Mooi is ook de achtergrondzang van Anngunn Sorli in de ballads Stories One Hears en One Night in combinatie met de zang van Søvik. Ik ben overigens wel benieuwd hoe de groep de zanger zowel laat zingen als drummen tijdens concerten. De drumpatronen zijn mooi, maar niet bijzonder ingewikkeld. Wellicht drumt hij toch terwijl hij zingt, in welk geval ik de band graag eens live zou willen zien.
Reaching Out is het sterkste nummer, met een direct aansprekend thema en verrassend basspel van Olav Nygard. Eén van de meest symfonische bassisten die ik ooit hoorde trouwens, deze Nygard, die zijn basspel beweegt zich als een kronkelende slang door alle nummers van de cd heen.
De band gebruikt een subtiele humor in de teksten. Zo heeft het uitstekende nummer This Room als bijtitel The Inflated Dog Part 2 Or 3 en zingt Søvik ergens “Who or what will oppose a fruitcake by the way”. Zo is het maar net. Ik niet in ieder geval.
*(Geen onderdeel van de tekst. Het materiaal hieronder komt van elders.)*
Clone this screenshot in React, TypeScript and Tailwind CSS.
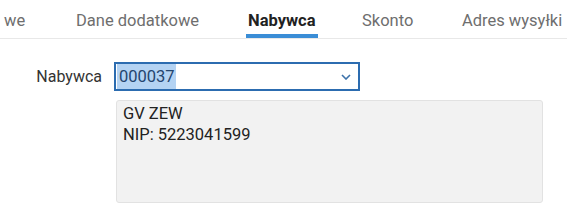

In This Room vinden we ook het meest interessante gitaarspel van Robert Hauge: zichzelf begeleidend en terwijl Nygard ongestoord zijn gang gaat op de bas, soleert Hauge moeiteloos de mooiste gitaarlijnen.
Water Colours begint met een vraag- en antwoordspel van toetsen en bas en gitaar. Het nummer heeft ook een mooi refrein en dat is Fruitcake blijkbaar eigen: niet tegenstaande de vele symfonische thema’s blijft het oorspronkelijke songmateriaal interessant genoeg als overbrugging hiervan. Want hoe vaak maken we niet mee dat we een saai liedje moeten doorworstelen op zoek naar een heftig symfonische overgang of solo. Bij Fruitcake is dat doorgaans niet het geval, alhoewel het gevaar wel op de loer ligt. De afsluiter Thundercloud, bijvoorbeeld, mist net wat de rest van de plaat zo interessant maakt: ongecompliceerde symfo, waar Fruitcake wat mij betreft nog jaren mee door mag gaan, progressie of niet.
Fruitcake, probeer alsjeblieft niet die ideale cd te maken!